ISDA highlights a selection of research papers on derivatives and risk management
What Do Quoted Spreads Tell Us About Machine Trading at Times of Market Stress? Evidence from Treasury and FX Markets during the COVID-19-Related Market Turmoil in March 2020
Board of Governors of the Federal Reserve System FEDS Notes
By Dobrislav Dobrev and Andrew Meldrum
The FEDS note examines the deterioration in trading conditions for Treasury securities, Treasury futures contracts and other futures markets during the coronavirus-related market volatility in March 2020. While bid-ask spreads for on-the-run Treasury securities remained relatively tight in previous periods of market stress, bid-ask spreads widened sharply in March 2020.
By using high-frequency data on quotes and executed trades, the note provides insights into how market participants changed their order placement and execution of trades. The authors suggest that market participants, including both principal trading firms and dealers, became less willing to replenish the order book fast enough to keep quoted bid-ask spreads consistently tight. This may have amplified the initial shock to liquidity, particularly for 30-year bonds.
The analysis shows that liquidity conditions in Treasury futures markets deteriorated less than those in Treasury cash markets. The note also finds that other liquid futures markets, including foreign exchange (FX) markets, exhibited greater strains than Treasury markets, except for the 30-year ultra-Treasury bond futures. This finding points to a systemic nature of the market turmoil in March 2020 that extended beyond differences in market structure and participation.
The authors find evidence that some market participants in the Treasury and FX markets that employed machine trading strategies were able to mitigate the increase in trading costs by executing trades when market liquidity conditions were more favorable and bid-ask spreads were relatively tight. This finding underscores the potential benefits from the use of sophisticated algorithmic execution strategies that can adapt rapidly to changing liquidity conditions.
The Impact of Margin Requirements on Voluntary Clearing Decisions
By Esen Onur, David Reiffen, and Rajiv Sharma
The paper analyzes the impact of the non-cleared margin rules on clearing decisions of financial market participants that transact in cash-settled FX swap markets. Specifically, the paper focuses on the impact of the rules on non-deliverable forward (NDF) markets.

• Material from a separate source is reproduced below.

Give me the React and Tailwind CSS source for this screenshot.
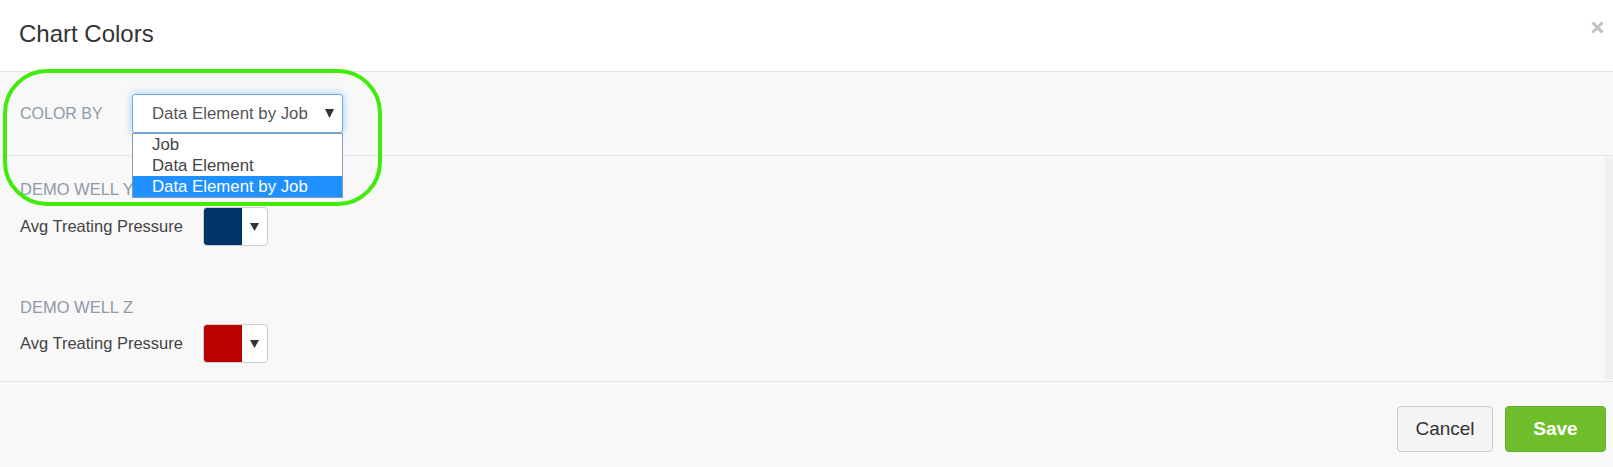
import React from "react";

// Chart colors modal, shown with the "color by" dropdown open
const font = { fontFamily: '"Liberation Sans", Arial, sans-serif' };

const Caret = ({ className }) => (
  <svg viewBox="0 0 10 8" preserveAspectRatio="none" className={className}>
    <path d="M0 0 L10 0 L5 8 Z" fill="currentColor" />
  </svg>
);

const SwatchPicker = ({ color }) => (
  <div className="flex h-[39px] w-[65px] overflow-hidden rounded-[4px] border border-[#cccccc] bg-white">
    <div className={`h-full w-[38px] ${color}`} />
    <div className="flex flex-1 items-center justify-center">
      <Caret className="h-[8px] w-[9px] text-[#333]" />
    </div>
  </div>
);

const Row = ({ color }) => (
  <div className="flex items-center">
    <span className="w-[183px] text-[16.5px] text-[#444]">Avg Treating Pressure</span>
    <SwatchPicker color={color} />
  </div>
);

const App = () => {
  const options = ["Job", "Data Element", "Data Element by Job"];

  return (
    <div className="relative flex h-[467px] w-full flex-col bg-[#f8f8f8]" style={font}>
      {/* header */}
      <div className="flex h-[72px] items-start justify-between border-b border-[#e5e5e5] bg-white pl-[19px] pr-[9px]">
        <h1 className="pt-[20px] text-[24px] leading-[28px] text-[#333]">Chart Colors</h1>
        <button className="mt-[21px] text-[#c2c2c2]">
          <svg viewBox="0 0 13 13" className="h-[13px] w-[13px]">
            <path d="M1.5 1.5 L11.5 11.5 M11.5 1.5 L1.5 11.5" stroke="currentColor" strokeWidth="3" />
          </svg>
        </button>
      </div>

      {/* color by */}
      <div className="flex h-[84px] items-center border-b border-[#e5e5e5] pl-[20px]">
        <span className="w-[112px] text-[16px] text-[#8e9aa7]">COLOR BY</span>
        <div className="relative z-20">
          <div className="flex h-[39px] w-[211px] items-center justify-between rounded-[3px] border border-[#66afe9] bg-white pl-[19px] pr-[8px] shadow-[0_0_8px_rgba(102,175,233,0.6)]">
            <span className="text-[16.8px] text-[#555]">Data Element by Job</span>
            <Caret className="h-[9px] w-[9px] text-[#333]" />
          </div>
          <ul className="absolute left-0 top-full w-[211px] border border-[#7f9db9] bg-white">
            {options.map((o, i) => (
              <li
                key={o}
                className={`h-[21px] pl-[19px] text-[16.8px] leading-[21px] ${
                  i === 2 ? "bg-[#1e90ff] text-white" : "text-[#444]"
                }`}
              >
                {o}
              </li>
            ))}
          </ul>
        </div>
      </div>

      {/* body */}
      <div className="flex h-[226px] border-b border-[#e5e5e5]">
        <div className="flex flex-1 flex-col pl-[20px] pt-[23px]">
          <div className="text-[16.5px] leading-[20px] text-[#8e9aa7]">DEMO WELL Y</div>
          <div className="mt-[8px]">
            <Row color="bg-[#003366]" />
          </div>
          <div className="mt-[51px] text-[16.5px] leading-[20px] text-[#8e9aa7]">DEMO WELL Z</div>
          <div className="mt-[7px]">
            <Row color="bg-[#bb0000]" />
          </div>
        </div>
        <div className="my-[2px] w-[8px] bg-[#f0f0f0]" />
      </div>

      {/* footer */}
      <div className="flex flex-1 items-start justify-end gap-[12px] pr-[7px] pt-[24px]">
        <button className="h-[46px] w-[96px] rounded-[4px] border border-[#cccccc] bg-[#f4f4f4] text-[19px] text-[#333]">
          Cancel
        </button>
        <button className="h-[46px] w-[101px] rounded-[4px] border border-[#66b127] bg-[#6fbe2b] text-[19px] font-bold text-white">
          Save
        </button>
      </div>

      {/* highlight ring drawn over the screenshot */}
      <div className="pointer-events-none absolute left-[3px] top-[69px] z-30 h-[137px] w-[379px] rounded-[44px] border-4 border-[#41ec0c]" />
    </div>
  );
};

export default App;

Market participants that are covered by the non-cleared margin rules are required to post collateral on their non-cleared swaps. The rules increase the incentives of covered entities to clear, as the margin required for non-cleared swaps is generally higher than for cleared trades. Additionally, there may be netting benefits from clearing.
The study finds there was an increase in NDF clearing rates following initial implementation of the margin rules. By comparing NDF clearing rates to clearing rates for other FX products that are not subject to the rules (FX deliverable forwards and swaps), the authors conclude that the increase in NDF clearing rates was not due to factors common to all FX swaps, but rather was specific to NDFs affected by the new regulation.
The analysis also shows that the increase in NDF clearing was almost exclusively due to a change in behavior by the entities that were directly affected by the margin rules. Within those financial entities, the change in clearing was primarily the result of an increase in clearing by clearing members (CMs), while clearing by non-CMs remained infrequent.
European Systemic Risk Board Working Paper Series
By Benedetta Bianchi
This paper analyzes the relationship between cross-border holdings of credit derivatives and cross-border investment linkages in the European Union.
The analysis provides stylized facts on the holding countries and sectors, and on the countries of residence of the underlying reference entities. The study shows that gross credit derivatives linkages map to the financial linkages resulting from international investment flows. In other words, larger amounts of credit derivatives are bought and sold on residents of financial partner countries.
The paper also analyzes net credit derivatives positions, differentiating between net buyers and net sellers of protection. It shows that when countries are net buyers, they purchase more net protection on countries to which they have larger portfolio debt exposure on average. This tends to reduce bilateral credit exposures. Conversely, when countries are net sellers, they tend to sell larger amounts of protection on countries where they have larger portfolio debt holdings, thereby increasing their exposure.